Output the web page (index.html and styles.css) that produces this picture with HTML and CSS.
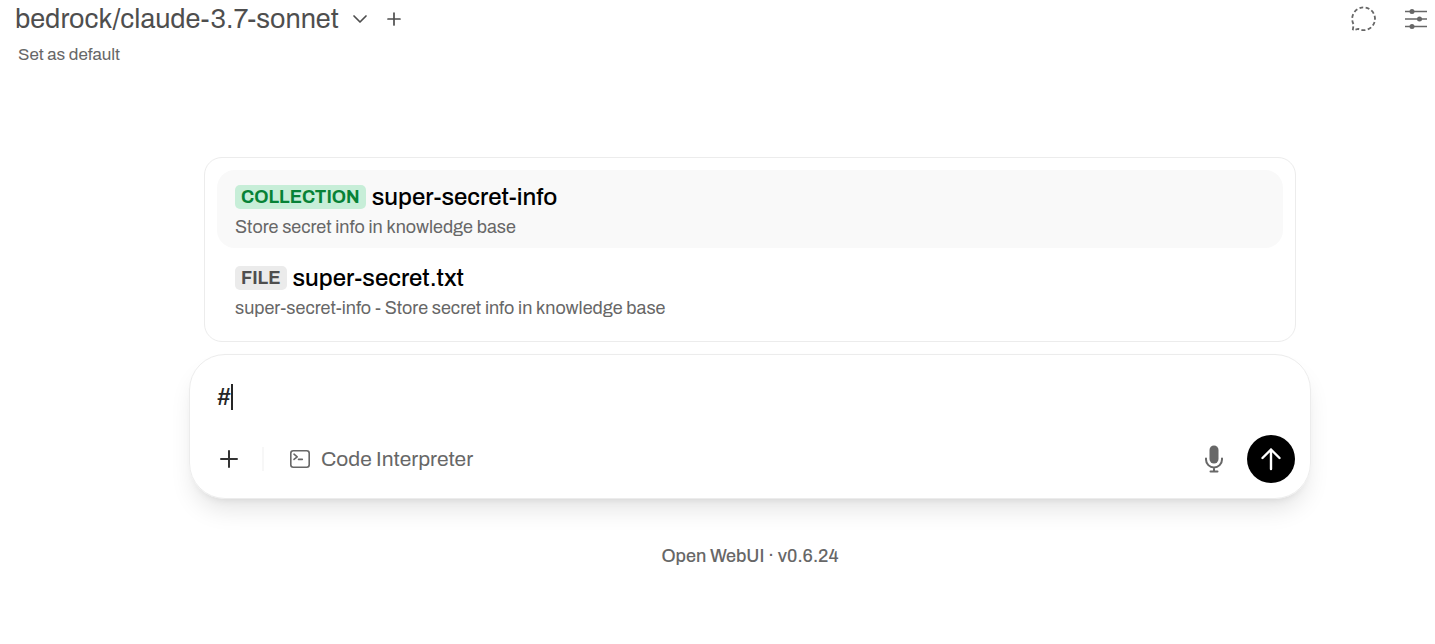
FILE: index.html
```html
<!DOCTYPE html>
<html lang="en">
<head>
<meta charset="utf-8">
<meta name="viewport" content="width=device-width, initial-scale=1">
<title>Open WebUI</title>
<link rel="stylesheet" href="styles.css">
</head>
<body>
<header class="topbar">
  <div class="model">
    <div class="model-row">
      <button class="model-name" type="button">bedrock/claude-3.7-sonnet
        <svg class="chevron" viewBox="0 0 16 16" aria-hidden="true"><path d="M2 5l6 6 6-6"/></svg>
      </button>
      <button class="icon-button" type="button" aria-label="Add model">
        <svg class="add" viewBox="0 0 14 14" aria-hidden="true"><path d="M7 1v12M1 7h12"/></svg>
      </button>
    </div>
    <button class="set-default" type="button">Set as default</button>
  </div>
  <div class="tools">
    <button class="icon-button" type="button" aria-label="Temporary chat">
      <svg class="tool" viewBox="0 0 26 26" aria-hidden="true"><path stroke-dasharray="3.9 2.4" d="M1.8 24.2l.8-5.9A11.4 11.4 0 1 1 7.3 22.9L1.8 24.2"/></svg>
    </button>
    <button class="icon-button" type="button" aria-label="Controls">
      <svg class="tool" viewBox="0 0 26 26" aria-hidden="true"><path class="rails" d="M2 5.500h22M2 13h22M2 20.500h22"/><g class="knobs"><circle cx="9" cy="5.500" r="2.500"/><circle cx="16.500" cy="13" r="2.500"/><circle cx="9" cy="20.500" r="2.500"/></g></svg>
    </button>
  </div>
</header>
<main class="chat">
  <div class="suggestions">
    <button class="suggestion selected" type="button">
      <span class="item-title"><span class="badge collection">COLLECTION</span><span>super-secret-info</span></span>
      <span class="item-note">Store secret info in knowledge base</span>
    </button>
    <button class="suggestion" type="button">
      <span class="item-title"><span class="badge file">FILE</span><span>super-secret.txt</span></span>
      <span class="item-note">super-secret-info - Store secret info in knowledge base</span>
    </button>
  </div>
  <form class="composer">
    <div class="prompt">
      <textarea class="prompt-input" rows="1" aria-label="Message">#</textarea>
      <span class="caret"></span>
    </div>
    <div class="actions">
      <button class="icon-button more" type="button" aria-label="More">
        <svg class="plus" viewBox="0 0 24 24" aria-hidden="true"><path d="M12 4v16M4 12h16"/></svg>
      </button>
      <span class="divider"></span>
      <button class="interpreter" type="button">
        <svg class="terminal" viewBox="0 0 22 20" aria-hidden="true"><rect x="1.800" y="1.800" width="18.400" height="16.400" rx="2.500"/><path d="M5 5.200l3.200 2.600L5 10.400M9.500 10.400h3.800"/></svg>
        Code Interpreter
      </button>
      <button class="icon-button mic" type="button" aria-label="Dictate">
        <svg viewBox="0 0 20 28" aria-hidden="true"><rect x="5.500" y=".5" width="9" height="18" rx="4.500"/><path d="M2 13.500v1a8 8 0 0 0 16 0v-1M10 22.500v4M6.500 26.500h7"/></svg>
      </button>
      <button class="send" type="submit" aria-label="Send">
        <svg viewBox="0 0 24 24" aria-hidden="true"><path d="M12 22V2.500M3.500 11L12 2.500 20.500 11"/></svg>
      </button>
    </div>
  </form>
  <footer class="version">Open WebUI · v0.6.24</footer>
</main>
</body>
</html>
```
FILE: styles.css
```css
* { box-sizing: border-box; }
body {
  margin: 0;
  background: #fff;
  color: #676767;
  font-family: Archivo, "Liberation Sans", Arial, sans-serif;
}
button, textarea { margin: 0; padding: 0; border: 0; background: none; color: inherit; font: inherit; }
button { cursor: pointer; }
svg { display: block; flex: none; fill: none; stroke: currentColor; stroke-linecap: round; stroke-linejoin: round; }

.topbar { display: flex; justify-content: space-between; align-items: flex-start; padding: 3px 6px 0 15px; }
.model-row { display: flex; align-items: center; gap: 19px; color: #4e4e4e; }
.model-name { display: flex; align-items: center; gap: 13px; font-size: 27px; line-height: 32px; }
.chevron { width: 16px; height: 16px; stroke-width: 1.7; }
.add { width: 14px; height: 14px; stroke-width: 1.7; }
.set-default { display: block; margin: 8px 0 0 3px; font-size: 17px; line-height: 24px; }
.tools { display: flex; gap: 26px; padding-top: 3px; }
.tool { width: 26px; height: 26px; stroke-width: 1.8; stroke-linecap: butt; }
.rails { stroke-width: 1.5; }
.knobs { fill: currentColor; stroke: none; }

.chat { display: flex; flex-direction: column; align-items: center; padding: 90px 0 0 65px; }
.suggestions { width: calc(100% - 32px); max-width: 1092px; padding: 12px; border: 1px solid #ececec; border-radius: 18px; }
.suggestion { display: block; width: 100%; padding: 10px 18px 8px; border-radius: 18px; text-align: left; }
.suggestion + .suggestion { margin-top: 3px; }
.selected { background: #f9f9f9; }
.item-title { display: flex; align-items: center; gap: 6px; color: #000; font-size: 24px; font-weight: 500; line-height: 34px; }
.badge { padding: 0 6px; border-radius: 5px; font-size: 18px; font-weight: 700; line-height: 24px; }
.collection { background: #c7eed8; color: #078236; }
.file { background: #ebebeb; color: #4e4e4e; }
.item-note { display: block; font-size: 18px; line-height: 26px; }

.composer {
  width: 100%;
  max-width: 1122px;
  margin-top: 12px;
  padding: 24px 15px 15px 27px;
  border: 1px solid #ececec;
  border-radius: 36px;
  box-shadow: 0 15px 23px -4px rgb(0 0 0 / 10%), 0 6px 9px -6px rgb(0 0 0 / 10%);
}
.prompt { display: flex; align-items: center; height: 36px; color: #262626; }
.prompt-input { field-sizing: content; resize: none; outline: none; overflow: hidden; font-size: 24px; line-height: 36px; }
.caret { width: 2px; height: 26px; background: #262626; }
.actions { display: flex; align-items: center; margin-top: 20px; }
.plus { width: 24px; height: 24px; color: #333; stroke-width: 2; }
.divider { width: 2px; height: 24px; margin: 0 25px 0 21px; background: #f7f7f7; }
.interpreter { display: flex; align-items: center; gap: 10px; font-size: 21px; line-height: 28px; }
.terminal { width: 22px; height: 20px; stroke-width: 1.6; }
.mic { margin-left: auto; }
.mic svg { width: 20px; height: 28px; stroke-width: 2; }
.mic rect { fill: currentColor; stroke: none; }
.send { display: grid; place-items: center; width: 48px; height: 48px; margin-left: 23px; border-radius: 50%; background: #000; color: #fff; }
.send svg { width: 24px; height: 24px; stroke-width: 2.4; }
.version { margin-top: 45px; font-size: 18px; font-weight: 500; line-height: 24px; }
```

— To do —
Copy the data word for word. Pictures do not go in the copy.

— Result —
Output the web page (index.html and styles.css) that produces this picture with HTML and CSS.
FILE: index.html
```html
<!DOCTYPE html>
<html lang="en">
<head>
<meta charset="utf-8">
<meta name="viewport" content="width=device-width, initial-scale=1">
<title>Open WebUI</title>
<link rel="stylesheet" href="styles.css">
</head>
<body>
<header class="topbar">
  <div class="model">
    <div class="model-row">
      <button class="model-name" type="button">bedrock/claude-3.7-sonnet
        <svg class="chevron" viewBox="0 0 16 16" aria-hidden="true"><path d="M2 5l6 6 6-6"/></svg>
      </button>
      <button class="icon-button" type="button" aria-label="Add model">
        <svg class="add" viewBox="0 0 14 14" aria-hidden="true"><path d="M7 1v12M1 7h12"/></svg>
      </button>
    </div>
    <button class="set-default" type="button">Set as default</button>
  </div>
  <div class="tools">
    <button class="icon-button" type="button" aria-label="Temporary chat">
      <svg class="tool" viewBox="0 0 26 26" aria-hidden="true"><path stroke-dasharray="3.9 2.4" d="M1.8 24.2l.8-5.9A11.4 11.4 0 1 1 7.3 22.9L1.8 24.2"/></svg>
    </button>
    <button class="icon-button" type="button" aria-label="Controls">
      <svg class="tool" viewBox="0 0 26 26" aria-hidden="true"><path class="rails" d="M2 5.500h22M2 13h22M2 20.500h22"/><g class="knobs"><circle cx="9" cy="5.500" r="2.500"/><circle cx="16.500" cy="13" r="2.500"/><circle cx="9" cy="20.500" r="2.500"/></g></svg>
    </button>
  </div>
</header>
<main class="chat">
  <div class="suggestions">
    <button class="suggestion selected" type="button">
      <span class="item-title"><span class="badge collection">COLLECTION</span><span>super-secret-info</span></span>
      <span class="item-note">Store secret info in knowledge base</span>
    </button>
    <button class="suggestion" type="button">
      <span class="item-title"><span class="badge file">FILE</span><span>super-secret.txt</span></span>
      <span class="item-note">super-secret-info - Store secret info in knowledge base</span>
    </button>
  </div>
  <form class="composer">
    <div class="prompt">
      <textarea class="prompt-input" rows="1" aria-label="Message">#</textarea>
      <span class="caret"></span>
    </div>
    <div class="actions">
      <button class="icon-button more" type="button" aria-label="More">
        <svg class="plus" viewBox="0 0 24 24" aria-hidden="true"><path d="M12 4v16M4 12h16"/></svg>
      </button>
      <span class="divider"></span>
      <button class="interpreter" type="button">
        <svg class="terminal" viewBox="0 0 22 20" aria-hidden="true"><rect x="1.800" y="1.800" width="18.400" height="16.400" rx="2.500"/><path d="M5 5.200l3.200 2.600L5 10.400M9.500 10.400h3.800"/></svg>
        Code Interpreter
      </button>
      <button class="icon-button mic" type="button" aria-label="Dictate">
        <svg viewBox="0 0 20 28" aria-hidden="true"><rect x="5.500" y=".5" width="9" height="18" rx="4.500"/><path d="M2 13.500v1a8 8 0 0 0 16 0v-1M10 22.500v4M6.500 26.500h7"/></svg>
      </button>
      <button class="send" type="submit" aria-label="Send">
        <svg viewBox="0 0 24 24" aria-hidden="true"><path d="M12 22V2.500M3.500 11L12 2.500 20.500 11"/></svg>
      </button>
    </div>
  </form>
  <footer class="version">Open WebUI · v0.6.24</footer>
</main>
</body>
</html>
```
FILE: styles.css
```css
* { box-sizing: border-box; }
body {
  margin: 0;
  background: #fff;
  color: #676767;
  font-family: Archivo, "Liberation Sans", Arial, sans-serif;
}
button, textarea { margin: 0; padding: 0; border: 0; background: none; color: inherit; font: inherit; }
button { cursor: pointer; }
svg { display: block; flex: none; fill: none; stroke: currentColor; stroke-linecap: round; stroke-linejoin: round; }

.topbar { display: flex; justify-content: space-between; align-items: flex-start; padding: 3px 6px 0 15px; }
.model-row { display: flex; align-items: center; gap: 19px; color: #4e4e4e; }
.model-name { display: flex; align-items: center; gap: 13px; font-size: 27px; line-height: 32px; }
.chevron { width: 16px; height: 16px; stroke-width: 1.7; }
.add { width: 14px; height: 14px; stroke-width: 1.7; }
.set-default { display: block; margin: 8px 0 0 3px; font-size: 17px; line-height: 24px; }
.tools { display: flex; gap: 26px; padding-top: 3px; }
.tool { width: 26px; height: 26px; stroke-width: 1.8; stroke-linecap: butt; }
.rails { stroke-width: 1.5; }
.knobs { fill: currentColor; stroke: none; }

.chat { display: flex; flex-direction: column; align-items: center; padding: 90px 0 0 65px; }
.suggestions { width: calc(100% - 32px); max-width: 1092px; padding: 12px; border: 1px solid #ececec; border-radius: 18px; }
.suggestion { display: block; width: 100%; padding: 10px 18px 8px; border-radius: 18px; text-align: left; }
.suggestion + .suggestion { margin-top: 3px; }
.selected { background: #f9f9f9; }
.item-title { display: flex; align-items: center; gap: 6px; color: #000; font-size: 24px; font-weight: 500; line-height: 34px; }
.badge { padding: 0 6px; border-radius: 5px; font-size: 18px; font-weight: 700; line-height: 24px; }
.collection { background: #c7eed8; color: #078236; }
.file { background: #ebebeb; color: #4e4e4e; }
.item-note { display: block; font-size: 18px; line-height: 26px; }

.composer {
  width: 100%;
  max-width: 1122px;
  margin-top: 12px;
  padding: 24px 15px 15px 27px;
  border: 1px solid #ececec;
  border-radius: 36px;
  box-shadow: 0 15px 23px -4px rgb(0 0 0 / 10%), 0 6px 9px -6px rgb(0 0 0 / 10%);
}
.prompt { display: flex; align-items: center; height: 36px; color: #262626; }
.prompt-input { field-sizing: content; resize: none; outline: none; overflow: hidden; font-size: 24px; line-height: 36px; }
.caret { width: 2px; height: 26px; background: #262626; }
.actions { display: flex; align-items: center; margin-top: 20px; }
.plus { width: 24px; height: 24px; color: #333; stroke-width: 2; }
.divider { width: 2px; height: 24px; margin: 0 25px 0 21px; background: #f7f7f7; }
.interpreter { display: flex; align-items: center; gap: 10px; font-size: 21px; line-height: 28px; }
.terminal { width: 22px; height: 20px; stroke-width: 1.6; }
.mic { margin-left: auto; }
.mic svg { width: 20px; height: 28px; stroke-width: 2; }
.mic rect { fill: currentColor; stroke: none; }
.send { display: grid; place-items: center; width: 48px; height: 48px; margin-left: 23px; border-radius: 50%; background: #000; color: #fff; }
.send svg { width: 24px; height: 24px; stroke-width: 2.4; }
.version { margin-top: 45px; font-size: 18px; font-weight: 500; line-height: 24px; }
```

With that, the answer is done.